Wednesday, February 16, 2011

Pastor Al



(painting by: a neighbor)


Jesus, I must be unhappy.  The internet used to make me laugh.  I made the mistake of coming home after what I've been conditioned to feel is a reasonable day at work and read through the last week of my own posts.  I used to be funny, I had thought.  I didn't even get a giggle out of myself, scarcely a smirk. It was like reading through many acrimonious pages of divorce testimony.  

Awful stuff.  Horrible. Bitter to the mind.

I used to write a column for a website out of Amsterdam. It was a music website that was quite popular and I was commissioned to do 'stringently editorial' pieces, sort of.  It is difficult to explain now.  It helped me ruin my career in the music industry, but I had a lot of fun doing it.  It was irreverent.  When I try to be irreverent now I just sound like an aging producer of fringe pornography whining about The Constitution, a humorless Larry Flynt, if that's even possible.


I am just now beginning to glimpse the ever-fleeting beauty of youth, luckily, as my vision fades, taking my memory with it.  

Youth is a tremendous thing to consider, a sometimes horrendous thing to have endured, a marvel to repossess in the life of another...  

It is a hell of a thing to wish for again, to seek. 

Lover, barely understood there, and less often revered, 
into youth we fell forever upwards and then away. 

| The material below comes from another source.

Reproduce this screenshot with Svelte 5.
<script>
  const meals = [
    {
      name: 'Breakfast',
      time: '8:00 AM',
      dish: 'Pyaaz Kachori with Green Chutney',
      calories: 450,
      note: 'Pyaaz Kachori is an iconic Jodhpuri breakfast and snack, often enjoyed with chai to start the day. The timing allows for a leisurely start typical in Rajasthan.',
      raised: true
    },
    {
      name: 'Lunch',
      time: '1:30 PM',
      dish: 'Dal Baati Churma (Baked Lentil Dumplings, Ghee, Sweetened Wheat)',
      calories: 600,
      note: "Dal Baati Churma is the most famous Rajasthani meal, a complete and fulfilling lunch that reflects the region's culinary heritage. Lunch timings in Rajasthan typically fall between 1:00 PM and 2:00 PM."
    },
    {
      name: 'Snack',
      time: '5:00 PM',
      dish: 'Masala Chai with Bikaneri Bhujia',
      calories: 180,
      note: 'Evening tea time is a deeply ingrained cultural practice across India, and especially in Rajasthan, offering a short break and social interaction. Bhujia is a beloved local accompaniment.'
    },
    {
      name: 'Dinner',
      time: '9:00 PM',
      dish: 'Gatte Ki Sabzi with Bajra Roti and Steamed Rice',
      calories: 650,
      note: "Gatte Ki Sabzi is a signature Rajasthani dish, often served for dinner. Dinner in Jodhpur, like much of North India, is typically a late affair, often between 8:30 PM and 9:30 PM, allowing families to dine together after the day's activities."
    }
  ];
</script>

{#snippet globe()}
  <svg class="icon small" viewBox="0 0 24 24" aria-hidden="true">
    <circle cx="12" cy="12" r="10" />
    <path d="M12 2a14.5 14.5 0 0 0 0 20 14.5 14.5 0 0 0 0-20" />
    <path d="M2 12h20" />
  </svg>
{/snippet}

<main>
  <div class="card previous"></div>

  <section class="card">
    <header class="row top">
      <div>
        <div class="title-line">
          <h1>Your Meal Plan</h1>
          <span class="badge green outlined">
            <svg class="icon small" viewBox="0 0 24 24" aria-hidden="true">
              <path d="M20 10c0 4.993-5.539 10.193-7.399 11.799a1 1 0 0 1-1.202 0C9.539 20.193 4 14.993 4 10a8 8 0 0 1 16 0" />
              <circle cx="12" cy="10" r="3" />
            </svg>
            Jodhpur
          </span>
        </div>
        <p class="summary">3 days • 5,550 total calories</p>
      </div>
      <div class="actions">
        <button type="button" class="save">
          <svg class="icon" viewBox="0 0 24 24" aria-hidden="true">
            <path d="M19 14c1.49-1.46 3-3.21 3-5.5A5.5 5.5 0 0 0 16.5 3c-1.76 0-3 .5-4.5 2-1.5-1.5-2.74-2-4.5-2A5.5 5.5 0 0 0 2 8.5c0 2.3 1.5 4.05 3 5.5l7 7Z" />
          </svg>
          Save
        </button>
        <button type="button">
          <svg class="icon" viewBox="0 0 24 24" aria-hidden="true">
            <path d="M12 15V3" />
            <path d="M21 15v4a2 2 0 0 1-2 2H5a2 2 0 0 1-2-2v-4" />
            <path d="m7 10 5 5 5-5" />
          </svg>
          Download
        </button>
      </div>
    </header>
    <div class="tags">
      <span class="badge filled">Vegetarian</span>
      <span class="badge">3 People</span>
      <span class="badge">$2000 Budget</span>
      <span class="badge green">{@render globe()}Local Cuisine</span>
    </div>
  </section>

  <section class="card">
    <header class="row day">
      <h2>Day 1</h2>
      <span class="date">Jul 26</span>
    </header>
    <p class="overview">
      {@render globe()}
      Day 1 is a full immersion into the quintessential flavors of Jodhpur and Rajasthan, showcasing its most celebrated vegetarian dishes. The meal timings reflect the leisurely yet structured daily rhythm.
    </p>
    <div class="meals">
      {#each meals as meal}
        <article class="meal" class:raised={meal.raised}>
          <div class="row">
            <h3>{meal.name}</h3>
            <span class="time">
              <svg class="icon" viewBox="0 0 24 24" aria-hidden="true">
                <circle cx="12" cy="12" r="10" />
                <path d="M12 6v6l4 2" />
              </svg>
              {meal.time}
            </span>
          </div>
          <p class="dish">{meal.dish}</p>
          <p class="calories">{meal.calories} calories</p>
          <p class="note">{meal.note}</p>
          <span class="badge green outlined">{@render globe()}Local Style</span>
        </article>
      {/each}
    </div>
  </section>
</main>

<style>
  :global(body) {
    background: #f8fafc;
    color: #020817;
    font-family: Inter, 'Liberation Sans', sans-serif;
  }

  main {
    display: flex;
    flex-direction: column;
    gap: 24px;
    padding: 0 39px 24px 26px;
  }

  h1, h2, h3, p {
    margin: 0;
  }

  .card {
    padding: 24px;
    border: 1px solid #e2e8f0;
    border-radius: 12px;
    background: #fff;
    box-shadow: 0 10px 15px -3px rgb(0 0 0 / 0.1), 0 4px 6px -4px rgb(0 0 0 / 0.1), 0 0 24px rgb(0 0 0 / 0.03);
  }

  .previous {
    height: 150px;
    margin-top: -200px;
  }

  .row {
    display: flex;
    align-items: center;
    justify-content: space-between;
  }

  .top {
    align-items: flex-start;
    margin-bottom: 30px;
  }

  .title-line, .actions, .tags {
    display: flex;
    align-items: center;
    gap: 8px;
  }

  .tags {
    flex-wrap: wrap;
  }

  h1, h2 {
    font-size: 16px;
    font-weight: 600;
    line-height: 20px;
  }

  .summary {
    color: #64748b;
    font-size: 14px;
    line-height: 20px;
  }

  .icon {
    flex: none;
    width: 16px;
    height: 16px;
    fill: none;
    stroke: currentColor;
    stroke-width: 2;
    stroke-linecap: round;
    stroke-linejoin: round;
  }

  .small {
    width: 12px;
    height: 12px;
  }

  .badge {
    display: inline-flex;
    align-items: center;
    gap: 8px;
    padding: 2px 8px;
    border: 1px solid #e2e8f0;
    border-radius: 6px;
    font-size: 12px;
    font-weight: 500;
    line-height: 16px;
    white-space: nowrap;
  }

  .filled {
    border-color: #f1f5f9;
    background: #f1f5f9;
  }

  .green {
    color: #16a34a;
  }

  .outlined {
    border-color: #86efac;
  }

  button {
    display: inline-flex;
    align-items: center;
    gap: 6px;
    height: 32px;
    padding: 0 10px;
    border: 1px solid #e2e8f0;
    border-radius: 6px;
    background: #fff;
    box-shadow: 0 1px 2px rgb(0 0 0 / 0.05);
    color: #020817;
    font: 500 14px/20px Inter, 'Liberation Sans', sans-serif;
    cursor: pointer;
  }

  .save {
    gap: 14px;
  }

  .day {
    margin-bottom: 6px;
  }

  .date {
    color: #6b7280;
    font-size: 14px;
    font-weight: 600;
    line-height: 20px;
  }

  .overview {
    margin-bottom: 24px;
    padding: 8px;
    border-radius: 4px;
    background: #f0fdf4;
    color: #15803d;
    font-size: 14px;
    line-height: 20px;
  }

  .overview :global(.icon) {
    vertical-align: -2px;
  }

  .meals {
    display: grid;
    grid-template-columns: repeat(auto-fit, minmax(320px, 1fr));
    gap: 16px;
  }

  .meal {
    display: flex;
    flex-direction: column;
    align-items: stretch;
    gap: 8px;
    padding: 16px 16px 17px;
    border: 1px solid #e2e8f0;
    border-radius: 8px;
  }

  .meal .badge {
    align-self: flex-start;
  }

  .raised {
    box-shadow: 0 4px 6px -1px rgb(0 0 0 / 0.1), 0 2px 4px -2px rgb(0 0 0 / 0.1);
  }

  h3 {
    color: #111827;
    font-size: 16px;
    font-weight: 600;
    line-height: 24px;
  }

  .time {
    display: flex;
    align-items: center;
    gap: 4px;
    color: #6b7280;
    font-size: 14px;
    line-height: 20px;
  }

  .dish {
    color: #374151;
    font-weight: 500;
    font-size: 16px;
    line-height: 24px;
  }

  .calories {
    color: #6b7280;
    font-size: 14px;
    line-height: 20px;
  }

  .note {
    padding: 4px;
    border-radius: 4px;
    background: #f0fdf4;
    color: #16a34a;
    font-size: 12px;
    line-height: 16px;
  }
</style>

Oh gods, were it only helium....


But, to repossess time... to foreclose,
to put a lien against that established past.

If only the gust of promise were as enforceable as an unpaid debt.  
Interest is not interest, as I've come to understand it, to know.
So-so many meanings....




The girl that I was dating at that time, we had some cultural differences, she often had a yeast infection, but there were other problems too.

She was the first to hit the 1000 repetition mark of slurring loudly: "Everybody's a DJ..."

Look it up, you'll see. 

I also hit 1000 with the response: "...or an aging model," but the internet has been cruel and patchy in recording my successes.  Now I sound like a gay Larry Flynt.  Is that even possible? 

Hustler, indeed.



So, I'm bald I got that off of my chest, or glad, for typos.

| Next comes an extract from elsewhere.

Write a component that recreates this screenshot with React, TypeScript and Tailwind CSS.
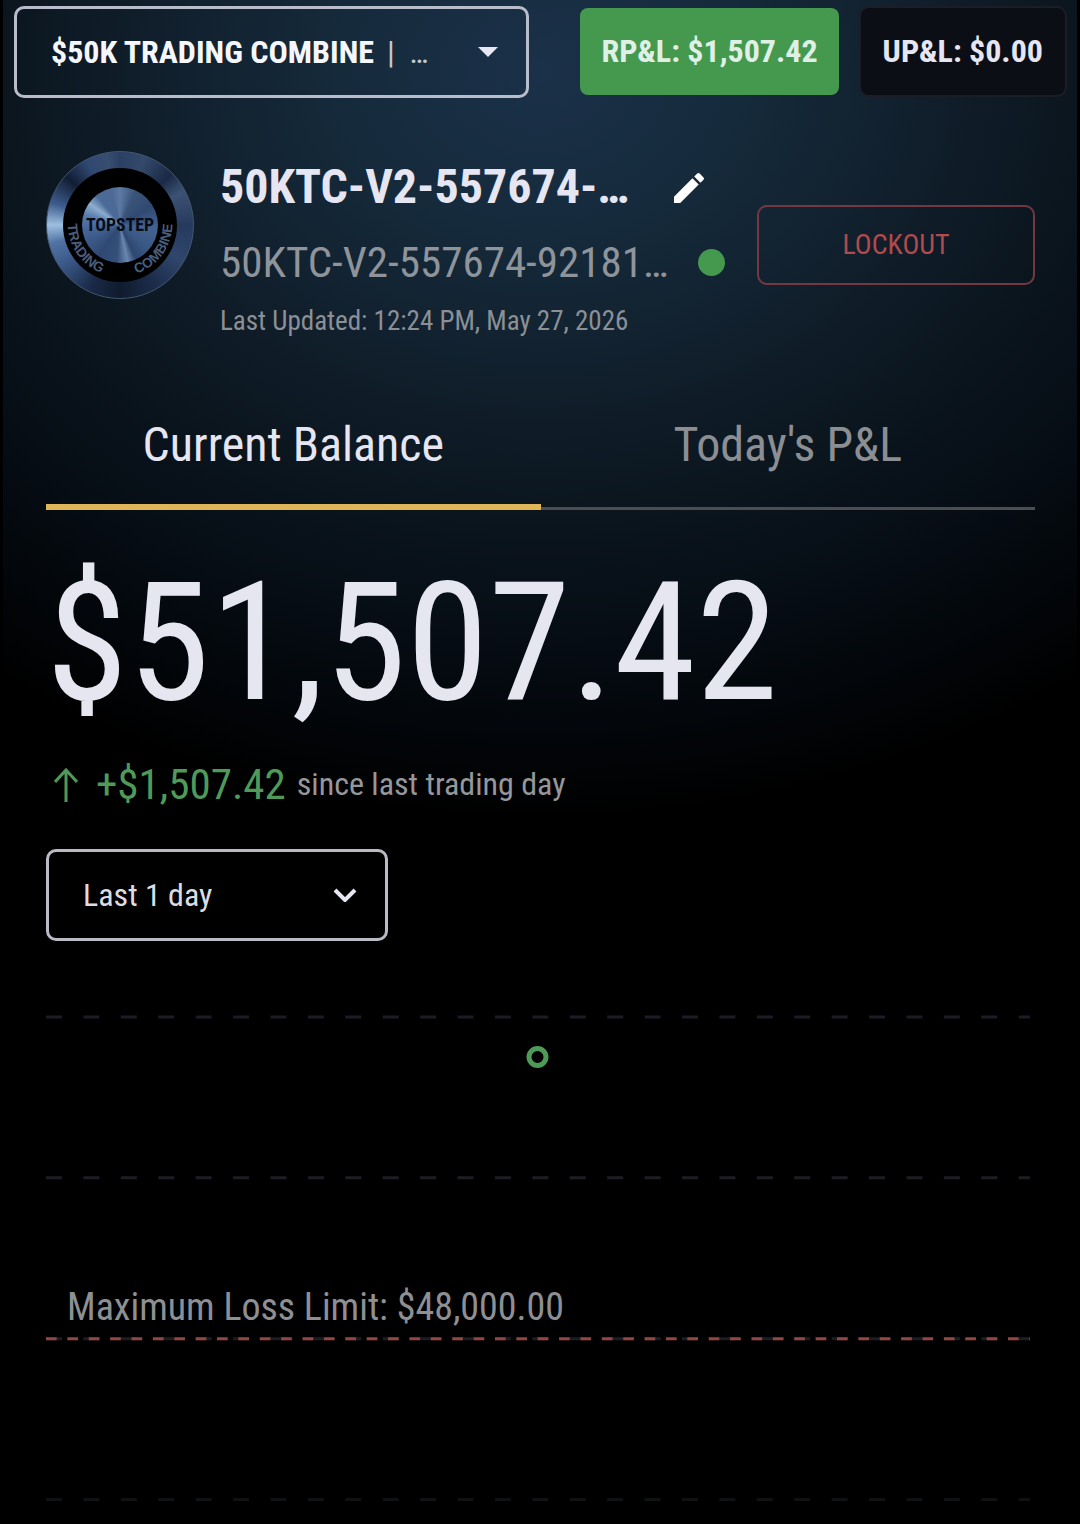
import { useState } from 'react';
import { MdEdit } from 'react-icons/md';

const gridLines = [
  { y: 7, color: '#1c1c24' },
  { y: 168, color: '#1c1e24' },
  { y: 329, color: '#1c1e24' },
  { y: 490, color: '#0f1113' },
];

const tabs = ['Current Balance', "Today's P&L"];

function CombineBadge() {
  return (
    <div className="relative size-[148px] shrink-0 rounded-full border border-[#43566e] bg-[conic-gradient(from_0deg,#2a4064,#34496b_20deg,#1a2a46_45deg,#3c5274_62deg,#263a5e_90deg,#30466c_120deg,#1c2c4a_150deg,#101b2e_180deg,#1a2946_205deg,#3a5989_235deg,#5073a4_255deg,#9dbfe0_270deg,#3d5c8e_288deg,#121d33_312deg,#2f4872_332deg,#384e70_350deg,#2a4064)]">
      <div className="flex size-full items-center justify-center">
        <div className="flex size-[114px] items-center justify-center rounded-full bg-black">
          <div className="size-[76px] rounded-full bg-[conic-gradient(from_0deg,#5c7aa4,#3a5479_25deg,#2f4972_60deg,#44628f_95deg,#3a5885_130deg,#2e4770_155deg,#6a87b0_168deg,#34507b_185deg,#2f4973_215deg,#446496_260deg,#557aac_285deg,#8eaccd_305deg,#4b6b98_322deg,#4b6994_345deg,#5c7aa4)]" />
        </div>
      </div>
      <svg viewBox="0 0 148 148" className="absolute inset-0 size-full" aria-label="Topstep Trading Combine">
        <path id="badge-arc" d="M21 73 A53 53 0 0 0 127 73" fill="none" />
        <text
          x="74"
          y="80"
          textAnchor="middle"
          fontSize="18"
          className="fill-[#070c18] font-['Roboto_Condensed',Roboto,sans-serif] font-bold"
        >
          TOPSTEP
        </text>
        <g fontSize="14" className="fill-[#4a5d7b] font-['Liberation_Sans',sans-serif] font-bold">
          <text>
            <textPath href="#badge-arc">TRADING</textPath>
          </text>
          <text textAnchor="end">
            <textPath href="#badge-arc" startOffset="100%">COMBINE</textPath>
          </text>
        </g>
      </svg>
    </div>
  );
}

function TopBar() {
  return (
    <header className="flex h-[107px] items-start justify-between pt-[6px] pr-[10px] pl-[11px]">
      <div className="flex h-[92px] w-[515px] items-center rounded-[10px] border-[3px] border-[#b9bccb] pr-[28px] pl-[34px]">
        <select
          aria-label="Account"
          className="appearance-none bg-transparent text-[32px] leading-[40px] font-bold text-[#f5f7fd] outline-none"
        >
          <option>$50K TRADING COMBINE</option>
        </select>
        <span className="ml-[12px] text-[32px] leading-[40px] text-[#c3c9d4]">|&nbsp; …</span>
        <svg viewBox="0 0 20 10" className="ml-auto h-[10px] w-[20px]" aria-hidden="true">
          <path d="M0 0 H20 L10 10 Z" fill="#e6e7f2" />
        </svg>
      </div>
      <div className="flex gap-[20px]">
        <div className="mt-[2px] flex h-[87px] items-center rounded-[8px] bg-[#45994e] px-[21px] pb-[2px] text-[32px] leading-[40px] font-bold text-[#dff0e6]">
          RP&amp;L: $1,507.42
        </div>
        <div className="flex h-[91px] items-center rounded-[10px] border-2 border-[#1b1d27] bg-[#0b0e15] px-[22px] pb-[2px] text-[32px] leading-[40px] font-bold text-[#e5e6f1]">
          UP&amp;L: $0.00
        </div>
      </div>
    </header>
  );
}

function AccountSummary() {
  return (
    <section className="flex items-start">
      <div className="mt-[10px]">
        <CombineBadge />
      </div>
      <div className="ml-[26px] min-w-0 flex-1">
        <div className="mt-[16px] flex items-center">
          <h1 className="text-[48px] leading-[60px] font-bold whitespace-nowrap text-[#e5e6f2]">50KTC-V2-557674-…</h1>
          <button aria-label="Edit account name" className="ml-[40px] pt-[2px] text-white">
            <MdEdit className="size-[40px]" />
          </button>
        </div>
        <div className="mt-[15px] flex items-center">
          <span className="text-[43px] leading-[60px] whitespace-nowrap text-[#8f949b]">50KTC-V2-557674-92181…</span>
          <span className="ml-[30px] size-[27px] shrink-0 rounded-full bg-[#45994e]" />
        </div>
        <p className="mt-[13px] text-[27px] leading-[32px] whitespace-nowrap text-[#8b9097]">
          Last Updated: 12:24 PM, May 27, 2026
        </p>
      </div>
      <button className="mt-[64px] h-[80px] w-[278px] shrink-0 rounded-[10px] border-2 border-[#743940] text-[28px] leading-[36px] text-[#b14a4b]">
        LOCKOUT
      </button>
    </section>
  );
}

function BalanceChart() {
  return (
    <svg viewBox="0 0 990 514" className="mt-[69px] block w-full" role="img" aria-label="Balance over the last day">
      {gridLines.map((line) => (
        <line
          key={line.y}
          x1="0"
          x2="985"
          y1={line.y}
          y2={line.y}
          stroke={line.color}
          strokeWidth="3"
          strokeDasharray="16 21.45"
        />
      ))}
      <circle cx="492" cy="47" r="8.5" fill="none" stroke="#4f9a59" strokeWidth="5" />
      <text x="21" y="310" fontSize="38" className="fill-[#8e8f93]">
        Maximum Loss Limit: $48,000.00
      </text>
      <line x1="0" x2="985" y1="329" y2="329" stroke="#924744" strokeWidth="3" strokeDasharray="10.7 10.7" />
    </svg>
  );
}

export default function App() {
  const [activeTab, setActiveTab] = useState(tabs[0]);

  return (
    <div className="min-h-screen overflow-hidden bg-black px-[3px] font-['Roboto_Condensed',Roboto,sans-serif]">
      <div className="bg-[radial-gradient(ellipse_920px_750px_at_50%_70px,#1b3149_0%,#152a3b_22%,#111f2c_42%,#0b161f_58%,#060d15_75%,#000_100%)]">
        <TopBar />
        <main className="pt-[34px] pr-[42px] pl-[43px]">
          <AccountSummary />

          <div role="tablist" className="mt-[61px] flex">
            {tabs.map((tab) => (
              <button
                key={tab}
                role="tab"
                aria-selected={activeTab === tab}
                onClick={() => setActiveTab(tab)}
                className={`flex h-[112px] flex-1 flex-col items-center justify-between text-[48px] leading-[60px] ${
                  activeTab === tab ? 'text-[#e5e6f2]' : 'text-[#8b8e93]'
                }`}
              >
                <span className="mt-[17px]">{tab}</span>
                <span className="flex h-[6px] w-full items-end">
                  <span className={`w-full ${activeTab === tab ? 'h-[6px] bg-[#e0b558]' : 'h-[3px] bg-[#4b4d51]'}`} />
                </span>
              </button>
            ))}
          </div>

          <p className="mt-[33px] text-[166px] leading-[200px] whitespace-nowrap text-[#e5e6f0]">$51,507.42</p>

          <p className="mt-[15px] flex items-center leading-[52px]">
            <svg viewBox="0 0 24 34" className="mt-[2px] ml-[8px] h-[34px] w-[24px]" aria-hidden="true">
              <path d="M12 34 V3 M1 14 L12 2 L23 14" fill="none" stroke="#4f9a59" strokeWidth="3" />
            </svg>
            <span className="ml-[18px] text-[43px] text-[#4f9a59]">+$1,507.42</span>
            <span className="ml-[11px] text-[32px] text-[#96979a]">since last trading day</span>
          </p>

          <div className="mt-[39px] flex h-[92px] w-[342px] items-center rounded-[10px] border-[3px] border-[#b9bac3] pl-[34px]">
            <select
              aria-label="Period"
              className="w-full appearance-none bg-transparent text-[32px] leading-[40px] text-[#dcdde3] outline-none"
            >
              <option>Last 1 day</option>
            </select>
            <svg viewBox="0 0 24 14" className="mr-[28px] h-[14px] w-[24px] shrink-0" aria-hidden="true">
              <path d="M2 2 L12 12 L22 2" fill="none" stroke="#e6e7f2" strokeWidth="4" />
            </svg>
          </div>

          <BalanceChart />
        </main>
      </div>
    </div>
  );
}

I'll try to lighten up again, and remember that there are artists like the one featured above, willing to take colorful chances, unafraid to be unacceptable, desirous of deficiency, piddling to be pathetic. Those are the real hero'es.... terrorism has no power to forever destroy the trivial.


When I wake up in the morning I'd like to recount in prose a story about going to a local deli and seeing a handwritten sign that stated: "We Reserve The Right To Inspect All Bags!"


My only hope: I haven't slept my mood away...


... and there are still a few bags around, willing to get rightful inspections.